Below is some material; set it all down exactly, apart from the pictures.
※
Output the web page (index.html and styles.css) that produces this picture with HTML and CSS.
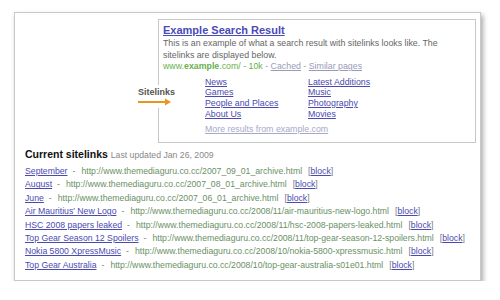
FILE: index.html
```html
<!DOCTYPE html>
<html lang="en">
<head>
    <meta charset="UTF-8">
    <title>Sitelinks</title>
    <link rel="stylesheet" href="styles.css">
</head>
<body>
    <div class="frame">
        <!-- Example result box -->
        <div class="example">
            <a class="title" href="#">Example Search Result</a>
            <p class="desc">This is an example of what a search result with sitelinks looks like. The sitelinks are displayed below.</p>
            <p class="meta"><span class="url">www.<b>example</b>.com/ - 10k</span> - <a href="#">Cached</a> - <a href="#">Similar pages</a></p>
            <div class="links">
                <div class="col">
                    <a href="#">News</a>
                    <a href="#">Games</a>
                    <a href="#">People and Places</a>
                    <a href="#">About Us</a>
                </div>
                <div class="col">
                    <a href="#">Latest Additions</a>
                    <a href="#">Music</a>
                    <a href="#">Photography</a>
                    <a href="#">Movies</a>
                </div>
            </div>
            <a class="more" href="#">More results from example.com</a>

            <div class="label">
                <span>Sitelinks</span>
                <svg width="34" height="8" viewBox="0 0 34 8">
                    <path d="M0 4 H29" stroke="#e8961e" stroke-width="2"/>
                    <path d="M27 0.5 L33 4 L27 7.5 Z" fill="#e8961e"/>
                </svg>
            </div>
        </div>

        <!-- Current sitelinks -->
        <h2 class="heading">Current sitelinks <span>Last updated Jan 26, 2009</span></h2>
        <ul class="list">
            <li><a href="#">September</a><span class="sep">-</span><span class="u">http://www.themediaguru.co.cc/2007_09_01_archive.html</span><span class="blk">[<a href="#">block</a>]</span></li>
            <li><a href="#">August</a><span class="sep">-</span><span class="u">http://www.themediaguru.co.cc/2007_08_01_archive.html</span><span class="blk">[<a href="#">block</a>]</span></li>
            <li><a href="#">June</a><span class="sep">-</span><span class="u">http://www.themediaguru.co.cc/2007_06_01_archive.html</span><span class="blk">[<a href="#">block</a>]</span></li>
            <li><a href="#">Air Mauritius' New Logo</a><span class="sep">-</span><span class="u">http://www.themediaguru.co.cc/2008/11/air-mauritius-new-logo.html</span><span class="blk">[<a href="#">block</a>]</span></li>
            <li><a href="#">HSC 2008 papers leaked</a><span class="sep">-</span><span class="u">http://www.themediaguru.co.cc/2008/11/hsc-2008-papers-leaked.html</span><span class="blk">[<a href="#">block</a>]</span></li>
            <li><a href="#">Top Gear Season 12 Spoilers</a><span class="sep">-</span><span class="u">http://www.themediaguru.co.cc/2008/11/top-gear-season-12-spoilers.html</span><span class="blk">[<a href="#">block</a>]</span></li>
            <li><a href="#">Nokia 5800 XpressMusic</a><span class="sep">-</span><span class="u">http://www.themediaguru.co.cc/2008/10/nokia-5800-xpressmusic.html</span><span class="blk">[<a href="#">block</a>]</span></li>
            <li><a href="#">Top Gear Australia</a><span class="sep">-</span><span class="u">http://www.themediaguru.co.cc/2008/10/top-gear-australia-s01e01.html</span><span class="blk">[<a href="#">block</a>]</span></li>
        </ul>
    </div>
</body>
</html>
```

FILE: styles.css
```css
body {
    margin: 0;
    background: #fff;
    font-family: "Liberation Sans", Arial, sans-serif;
    color: #555;
}
a {
    color: #4a4ab0;
}
.frame {
    margin: 12px 0 0 14px;
    width: 467px;
    height: 269px;
    border: 1px solid #c8c8c8;
    box-shadow: 2px 3px 5px rgba(0, 0, 0, 0.35);
    box-sizing: border-box;
    padding: 6px 0 0 10px;
}
.example {
    position: relative;
    margin-left: 133px;
    width: 318px;
    height: 124px;
    border: 1px solid #c8c8c8;
    box-sizing: border-box;
    padding: 4px 0 0 4px;
    font-size: 8.8px;
}
.title {
    display: block;
    font-size: 11px;
    font-weight: bold;
    line-height: 13px;
    color: #4a4ab8;
}
.desc {
    margin: 1px 0 0;
    max-width: 290px;
    line-height: 11.5px;
    color: #666;
}
.meta {
    margin: 0;
    line-height: 11.5px;
    color: #999;
}
.meta .url {
    color: #6ab04c;
}
.meta a {
    color: #9a9ab8;
}
.links {
    display: flex;
    margin: 4px 0 0 42px;
}
.col {
    display: flex;
    flex-direction: column;
    width: 103px;
    line-height: 10.7px;
}
.more {
    display: block;
    margin: 5px 0 0 42px;
    color: #a8a8c8;
    line-height: 11px;
}
.label {
    position: absolute;
    left: -22px;
    top: 65px;
    width: 40px;
    padding: 2px 0 2px 1px;
    background: #fff;
    display: flex;
    flex-direction: column;
    gap: 1px;
    font-size: 9px;
    font-weight: bold;
    color: #555;
}
.heading {
    margin: 5px 0 0;
    font-size: 10.5px;
    color: #111;
}
.heading span {
    font-size: 8.7px;
    font-weight: normal;
    color: #888;
}
.list {
    list-style: none;
    margin: 5px 0 0;
    padding: 0;
    font-size: 8.7px;
    line-height: 13.4px;
    color: #777;
}
.list .sep {
    margin: 0 6px 0 5px;
}
.list .u {
    color: #6a9066;
}
.list .blk {
    margin-left: 6px;
}
```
※
_TASK SOLUTION_.
Output the web page (index.html and styles.css) that produces this picture with HTML and CSS.
FILE: index.html
```html
<!DOCTYPE html>
<html lang="en">
<head>
    <meta charset="UTF-8">
    <title>Sitelinks</title>
    <link rel="stylesheet" href="styles.css">
</head>
<body>
    <div class="frame">
        <!-- Example result box -->
        <div class="example">
            <a class="title" href="#">Example Search Result</a>
            <p class="desc">This is an example of what a search result with sitelinks looks like. The sitelinks are displayed below.</p>
            <p class="meta"><span class="url">www.<b>example</b>.com/ - 10k</span> - <a href="#">Cached</a> - <a href="#">Similar pages</a></p>
            <div class="links">
                <div class="col">
                    <a href="#">News</a>
                    <a href="#">Games</a>
                    <a href="#">People and Places</a>
                    <a href="#">About Us</a>
                </div>
                <div class="col">
                    <a href="#">Latest Additions</a>
                    <a href="#">Music</a>
                    <a href="#">Photography</a>
                    <a href="#">Movies</a>
                </div>
            </div>
            <a class="more" href="#">More results from example.com</a>

            <div class="label">
                <span>Sitelinks</span>
                <svg width="34" height="8" viewBox="0 0 34 8">
                    <path d="M0 4 H29" stroke="#e8961e" stroke-width="2"/>
                    <path d="M27 0.5 L33 4 L27 7.5 Z" fill="#e8961e"/>
                </svg>
            </div>
        </div>

        <!-- Current sitelinks -->
        <h2 class="heading">Current sitelinks <span>Last updated Jan 26, 2009</span></h2>
        <ul class="list">
            <li><a href="#">September</a><span class="sep">-</span><span class="u">http://www.themediaguru.co.cc/2007_09_01_archive.html</span><span class="blk">[<a href="#">block</a>]</span></li>
            <li><a href="#">August</a><span class="sep">-</span><span class="u">http://www.themediaguru.co.cc/2007_08_01_archive.html</span><span class="blk">[<a href="#">block</a>]</span></li>
            <li><a href="#">June</a><span class="sep">-</span><span class="u">http://www.themediaguru.co.cc/2007_06_01_archive.html</span><span class="blk">[<a href="#">block</a>]</span></li>
            <li><a href="#">Air Mauritius' New Logo</a><span class="sep">-</span><span class="u">http://www.themediaguru.co.cc/2008/11/air-mauritius-new-logo.html</span><span class="blk">[<a href="#">block</a>]</span></li>
            <li><a href="#">HSC 2008 papers leaked</a><span class="sep">-</span><span class="u">http://www.themediaguru.co.cc/2008/11/hsc-2008-papers-leaked.html</span><span class="blk">[<a href="#">block</a>]</span></li>
            <li><a href="#">Top Gear Season 12 Spoilers</a><span class="sep">-</span><span class="u">http://www.themediaguru.co.cc/2008/11/top-gear-season-12-spoilers.html</span><span class="blk">[<a href="#">block</a>]</span></li>
            <li><a href="#">Nokia 5800 XpressMusic</a><span class="sep">-</span><span class="u">http://www.themediaguru.co.cc/2008/10/nokia-5800-xpressmusic.html</span><span class="blk">[<a href="#">block</a>]</span></li>
            <li><a href="#">Top Gear Australia</a><span class="sep">-</span><span class="u">http://www.themediaguru.co.cc/2008/10/top-gear-australia-s01e01.html</span><span class="blk">[<a href="#">block</a>]</span></li>
        </ul>
    </div>
</body>
</html>
```

FILE: styles.css
```css
body {
    margin: 0;
    background: #fff;
    font-family: "Liberation Sans", Arial, sans-serif;
    color: #555;
}
a {
    color: #4a4ab0;
}
.frame {
    margin: 12px 0 0 14px;
    width: 467px;
    height: 269px;
    border: 1px solid #c8c8c8;
    box-shadow: 2px 3px 5px rgba(0, 0, 0, 0.35);
    box-sizing: border-box;
    padding: 6px 0 0 10px;
}
.example {
    position: relative;
    margin-left: 133px;
    width: 318px;
    height: 124px;
    border: 1px solid #c8c8c8;
    box-sizing: border-box;
    padding: 4px 0 0 4px;
    font-size: 8.8px;
}
.title {
    display: block;
    font-size: 11px;
    font-weight: bold;
    line-height: 13px;
    color: #4a4ab8;
}
.desc {
    margin: 1px 0 0;
    max-width: 290px;
    line-height: 11.5px;
    color: #666;
}
.meta {
    margin: 0;
    line-height: 11.5px;
    color: #999;
}
.meta .url {
    color: #6ab04c;
}
.meta a {
    color: #9a9ab8;
}
.links {
    display: flex;
    margin: 4px 0 0 42px;
}
.col {
    display: flex;
    flex-direction: column;
    width: 103px;
    line-height: 10.7px;
}
.more {
    display: block;
    margin: 5px 0 0 42px;
    color: #a8a8c8;
    line-height: 11px;
}
.label {
    position: absolute;
    left: -22px;
    top: 65px;
    width: 40px;
    padding: 2px 0 2px 1px;
    background: #fff;
    display: flex;
    flex-direction: column;
    gap: 1px;
    font-size: 9px;
    font-weight: bold;
    color: #555;
}
.heading {
    margin: 5px 0 0;
    font-size: 10.5px;
    color: #111;
}
.heading span {
    font-size: 8.7px;
    font-weight: normal;
    color: #888;
}
.list {
    list-style: none;
    margin: 5px 0 0;
    padding: 0;
    font-size: 8.7px;
    line-height: 13.4px;
    color: #777;
}
.list .sep {
    margin: 0 6px 0 5px;
}
.list .u {
    color: #6a9066;
}
.list .blk {
    margin-left: 6px;
}
```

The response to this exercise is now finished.